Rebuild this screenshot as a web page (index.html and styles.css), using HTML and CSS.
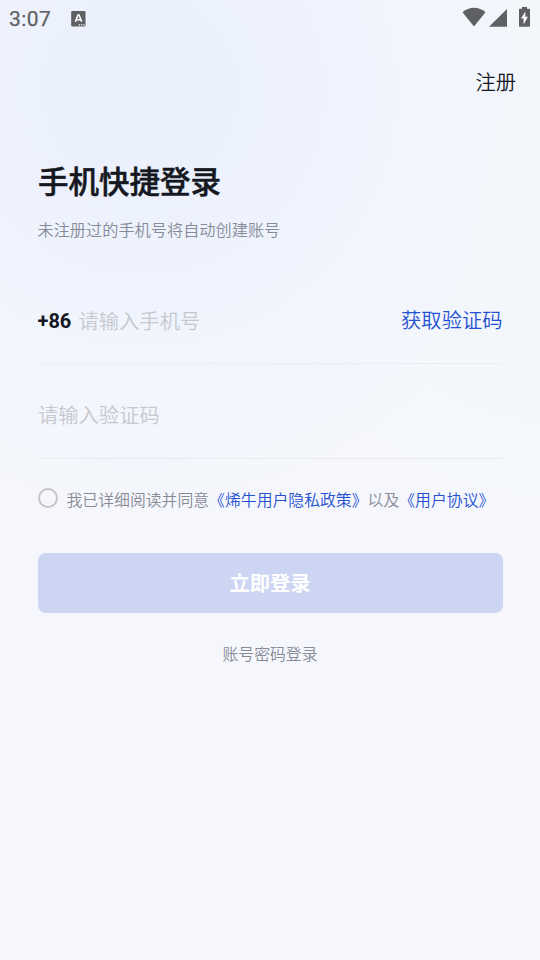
FILE: index.html
```html
<!DOCTYPE html>
<html lang="zh-CN">
<head>
<meta charset="utf-8">
<title>手机快捷登录</title>
<link rel="stylesheet" href="styles.css">
</head>
<body>
<div class="screen">
  <header class="status">
    <span class="time">3:07</span>
    <svg class="keyboard" width="15" height="16" viewBox="0 0 15 16"><rect x=".2" width="14.300" height="15.500" rx="1.3" fill="#5f6063"/><path d="M4.300 10.800 7 4h1l2.700 6.800M5.500 8.800h4" fill="none" stroke="#fff" stroke-width="1.6"/><path d="M7.800 13.800h1.300m1 0h1.300m1 0h1.300" stroke="#fff" stroke-width="1.2"/></svg>
    <svg class="signals" width="70" height="22" viewBox="0 0 70 22"><g fill="#5f6063"><path d="M.5 6.300C7 .3 17.200.3 23.500 6.300L12 20.500z"/><path d="M27 20.700 45 3v17.700z"/><path d="M60 1h5v1.800h2.200q.8 0 .8.800v16.300q0 .8-.8.800h-9.400q-.8 0-.8-.8V3.600q0-.8.800-.8H60z"/></g><path d="m63.300 5.500-4.200 7h2.500V18.500l4.300-7.700h-2.600z" fill="#fff"/></svg>
  </header>
  <nav class="top"><a class="register">注册</a></nav>
  <main class="login">
    <h1 class="title">手机快捷登录</h1>
    <p class="subtitle">未注册过的手机号将自动创建账号</p>
    <div class="field phone"><span class="prefix">+86</span><span class="placeholder">请输入手机号</span><a class="code">获取验证码</a></div>
    <div class="field verify"><span class="placeholder">请输入验证码</span></div>
    <div class="agreement"><span class="radio"></span><p class="terms">我已详细阅读并同意<a>《烯牛用户隐私政策》</a>以及<a>《用户协议》</a></p></div>
    <button class="submit">立即登录</button>
    <a class="password">账号密码登录</a>
  </main>
</div>
</body>
</html>
```
FILE: styles.css
```css
* { box-sizing: border-box; }
body { margin: 0; font-family: Roboto, "Noto Sans CJK SC", sans-serif; font-weight: 350; }
h1, p { margin: 0; }
.screen {
  width: 540px;
  height: 960px;
  overflow: hidden;
  background:
    radial-gradient(circle at 140px 90px, #eaf0fc 0, #edf2fd 150px, rgba(241, 245, 254, .95) 260px, rgba(243, 247, 254, 0) 410px),
    radial-gradient(circle at 560px 190px, #f2f7fa 0, #f3f7fb 160px, rgba(245, 247, 252, 0) 310px),
    #f5f7fc;
}
.status { height: 36px; padding: 0 8px 0 9px; display: flex; align-items: center; color: #5f6063; }
.time { font-size: 21px; font-weight: 400; -webkit-text-stroke: .25px; line-height: 36px; letter-spacing: .4px; padding-top: 2px; width: 62px; }
.keyboard { margin-top: 1px; }
.signals { margin-left: auto; margin-top: -2px; }
.top { height: 93px; display: flex; justify-content: flex-end; align-items: center; padding: 1px 24px 0 0; }
.register { font-size: 20.3px; line-height: 30px; color: #15181f; }
.login { display: flex; flex-direction: column; padding: 32px 37.5px 0; }
.title { font-size: 30.500px; line-height: 44px; font-weight: 500; -webkit-text-stroke: .5px; color: #15181f; padding-left: .5px; }
.subtitle { font-size: 16.200px; line-height: 24px; margin-top: 14px; color: #878b98; }
.field { display: flex; align-items: center; border-bottom: 1px solid #e8eaf0; }
.phone { height: 88px; margin-top: 33px; padding-top: 2px; border-color: #eaedf3; }
.verify { height: 95px; padding: 9px 0 0 .5px; }
.prefix { font-size: 20px; font-weight: 700; width: 41px; color: #15181f; }
.placeholder { font-size: 20.300px; line-height: 30px; color: #c6c8ce; }
.phone .placeholder { padding-top: 2px; }
.code { margin-left: auto; font-size: 20.300px; line-height: 30px; color: #2450d2; }
.agreement { height: 80px; display: flex; align-items: center; }
.radio { width: 20.500px; height: 20.500px; border: 2px solid #c4c5c9; border-radius: 50%; margin: -2px 8.500px 0 0; }
.terms { font-size: 15.850px; line-height: 24px; padding-top: 4px; color: #878b98; white-space: nowrap; }
.terms a { color: #2450d2; }
.submit { height: 60px; margin-top: 14px; padding: 2px 0 0; border: 0; border-radius: 8px; background: #ccd5f2; color: #fff; font: 700 20.300px/58px Roboto, "Noto Sans CJK SC", sans-serif; }
.password { align-self: center; margin-top: 30px; font-size: 15.850px; line-height: 24px; color: #878b98; }
```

##############################

Reproduce all of the data exactly, omitting each picture it holds.

• **In response**:
Rebuild this screenshot as a web page (index.html and styles.css), using HTML and CSS.
FILE: index.html
```html
<!DOCTYPE html>
<html lang="zh-CN">
<head>
<meta charset="utf-8">
<title>手机快捷登录</title>
<link rel="stylesheet" href="styles.css">
</head>
<body>
<div class="screen">
  <header class="status">
    <span class="time">3:07</span>
    <svg class="keyboard" width="15" height="16" viewBox="0 0 15 16"><rect x=".2" width="14.300" height="15.500" rx="1.3" fill="#5f6063"/><path d="M4.300 10.800 7 4h1l2.700 6.800M5.500 8.800h4" fill="none" stroke="#fff" stroke-width="1.6"/><path d="M7.800 13.800h1.300m1 0h1.300m1 0h1.300" stroke="#fff" stroke-width="1.2"/></svg>
    <svg class="signals" width="70" height="22" viewBox="0 0 70 22"><g fill="#5f6063"><path d="M.5 6.300C7 .3 17.200.3 23.500 6.300L12 20.500z"/><path d="M27 20.700 45 3v17.700z"/><path d="M60 1h5v1.800h2.200q.8 0 .8.800v16.300q0 .8-.8.800h-9.400q-.8 0-.8-.8V3.600q0-.8.800-.8H60z"/></g><path d="m63.300 5.500-4.200 7h2.500V18.500l4.300-7.700h-2.600z" fill="#fff"/></svg>
  </header>
  <nav class="top"><a class="register">注册</a></nav>
  <main class="login">
    <h1 class="title">手机快捷登录</h1>
    <p class="subtitle">未注册过的手机号将自动创建账号</p>
    <div class="field phone"><span class="prefix">+86</span><span class="placeholder">请输入手机号</span><a class="code">获取验证码</a></div>
    <div class="field verify"><span class="placeholder">请输入验证码</span></div>
    <div class="agreement"><span class="radio"></span><p class="terms">我已详细阅读并同意<a>《烯牛用户隐私政策》</a>以及<a>《用户协议》</a></p></div>
    <button class="submit">立即登录</button>
    <a class="password">账号密码登录</a>
  </main>
</div>
</body>
</html>
```
FILE: styles.css
```css
* { box-sizing: border-box; }
body { margin: 0; font-family: Roboto, "Noto Sans CJK SC", sans-serif; font-weight: 350; }
h1, p { margin: 0; }
.screen {
  width: 540px;
  height: 960px;
  overflow: hidden;
  background:
    radial-gradient(circle at 140px 90px, #eaf0fc 0, #edf2fd 150px, rgba(241, 245, 254, .95) 260px, rgba(243, 247, 254, 0) 410px),
    radial-gradient(circle at 560px 190px, #f2f7fa 0, #f3f7fb 160px, rgba(245, 247, 252, 0) 310px),
    #f5f7fc;
}
.status { height: 36px; padding: 0 8px 0 9px; display: flex; align-items: center; color: #5f6063; }
.time { font-size: 21px; font-weight: 400; -webkit-text-stroke: .25px; line-height: 36px; letter-spacing: .4px; padding-top: 2px; width: 62px; }
.keyboard { margin-top: 1px; }
.signals { margin-left: auto; margin-top: -2px; }
.top { height: 93px; display: flex; justify-content: flex-end; align-items: center; padding: 1px 24px 0 0; }
.register { font-size: 20.3px; line-height: 30px; color: #15181f; }
.login { display: flex; flex-direction: column; padding: 32px 37.5px 0; }
.title { font-size: 30.500px; line-height: 44px; font-weight: 500; -webkit-text-stroke: .5px; color: #15181f; padding-left: .5px; }
.subtitle { font-size: 16.200px; line-height: 24px; margin-top: 14px; color: #878b98; }
.field { display: flex; align-items: center; border-bottom: 1px solid #e8eaf0; }
.phone { height: 88px; margin-top: 33px; padding-top: 2px; border-color: #eaedf3; }
.verify { height: 95px; padding: 9px 0 0 .5px; }
.prefix { font-size: 20px; font-weight: 700; width: 41px; color: #15181f; }
.placeholder { font-size: 20.300px; line-height: 30px; color: #c6c8ce; }
.phone .placeholder { padding-top: 2px; }
.code { margin-left: auto; font-size: 20.300px; line-height: 30px; color: #2450d2; }
.agreement { height: 80px; display: flex; align-items: center; }
.radio { width: 20.500px; height: 20.500px; border: 2px solid #c4c5c9; border-radius: 50%; margin: -2px 8.500px 0 0; }
.terms { font-size: 15.850px; line-height: 24px; padding-top: 4px; color: #878b98; white-space: nowrap; }
.terms a { color: #2450d2; }
.submit { height: 60px; margin-top: 14px; padding: 2px 0 0; border: 0; border-radius: 8px; background: #ccd5f2; color: #fff; font: 700 20.300px/58px Roboto, "Noto Sans CJK SC", sans-serif; }
.password { align-self: center; margin-top: 30px; font-size: 15.850px; line-height: 24px; color: #878b98; }
```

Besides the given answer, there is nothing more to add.